Si cette volonté des enseignes de luxe de s’immiscer dans le marché de la sneaker peut paraître opportuniste, il est surtout question pour elles de répondre à une concurrence nouvelle et inattendue ces dernières années : les marques de sportswear. Les clients de Balenciaga, Prada ou Louis Vuitton se sont pour certains ouverts à des sneakers grand public, délaissant alors le footwear souvent plus traditionnels de ces marques. La raison à cela est que porter une paire de sneakers avec des pièces issues de la haute-couture ne choque plus et est même devenu une tendance, à l’image de l’outfit de Virgil Abloh au MET Gala 2018, où il arborait un costume blanc crème très sobre de sa première collection pour Louis Vuitton avec sa paire de Air Jordan 1 réinventée dans le coloris “University Blue”. Dès l’instant où le luxe se matche avec un footwear résolument urbain, des marques qui parlent au grand public deviennent alors une concurrence et justifie un besoin de renouveau pour des enseignes de luxe historiques. Si cela pouvait paraître futile il y a encore 2 ans, la collaboration entre Supreme et Louis Vuitton ou l’omniprésence de la collaboration “The Ten” de Nike et Off-White aux différentes Fashion Week prouvent le rapprochement de ces deux mondes perçus comme opposés depuis le début des années 1990. Dès lors, voir la Archlight de Louis Vuitton aux cotés d’une Air Jordan dans un classement des meilleures sneakers de l’année ne choque même plus. Les outfits mêlant une sneaker de luxe à des pièces de sportswear ou de casual wear est même devenue une tendance, signe que la transition a été acceptée de tous et ce des deux côtés de la balance.

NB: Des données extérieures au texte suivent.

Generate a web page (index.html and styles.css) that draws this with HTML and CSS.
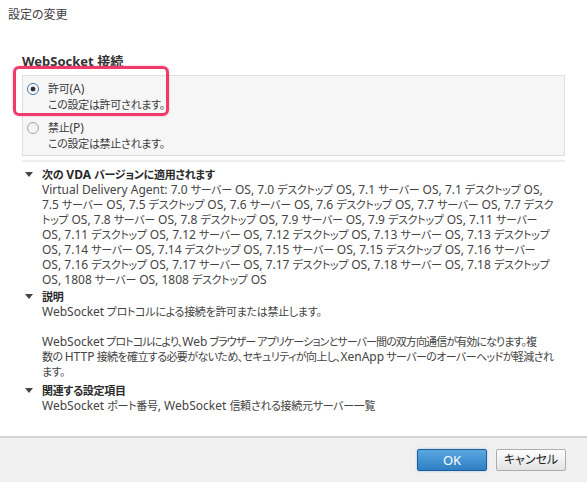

Le succès immédiat pour ces enseignes sur le marché des sneakers vient aussi du fait qu’elles proposent ce que les leaders du marché ne font pas ou très peu. De Nike à adidas en passant par Converse et Jordan, la plupart de ces piliers du footwear urbain visent le grand public et se placent donc dans des gammes de prix permettant au consommateur lambda de pouvoir rentrer dans son budget. Quitte à devoir limiter la qualité des matériaux et à proposer des designs plus minimalistes. Lorsque Versace, Balenciaga ou Prada sortent leurs divers modèles, ils ont ainsi le champ libre pour dominer une gamme de sneakers de luxe qui n’existait pas jusqu’à présent, permettant ainsi de combler les millenials les plus aisés et férus des dernières tendances. Au final, le fond du produit proposé ne diffère pas forcément de ce qui est proposé ailleurs sur le marché, mais le client attiré est nouveau pour ces marques, ce qui permet un développement nouveau et la conquête d’un marché peu exploité jusqu’ici. Dans le même temps, le savoir-faire de ces enseignes en matière de matériaux, de design ou encore de choix de coloris renforce l’idée que les modèles les plus prestigieux s’apparentent à des oeuvres d’art qui s’arrachent facilement, même si le prix dépasse parfois allègrement le millier d’euros.

Au-delà des volumes de ventes et des parts de marché glanées, ces sneakers de luxe offrent aussi une nouvelle image à des anciennes marques parfois perçues comme vieillottes de par un classicisme presque forcé par leurs héritages. L’avènement d’Instagram participe fortement à cette nouvelle ligne puisqu’il permet de créer un imaginaire autour des marques repensé pour les nouvelles générations ainsi que de mettre en place des campagnes de communication touchant ces nouvelles cibles. Cela combiné à des produits plus orientés streetwear et donc forcément tendances semble finalement être la fontaine de Jouvence que ces géants de la mode ont longtemps cherché. Avec un marché bientôt saturé, le challenge va être de taille pour les marques de luxe : il leur faudra désormais renouveler leur offre et réussir à continuer d’innover. Sous peine, sans doute, de perdre cette bagatelle de jeunes clients, qui sont sûrement les plus volatiles.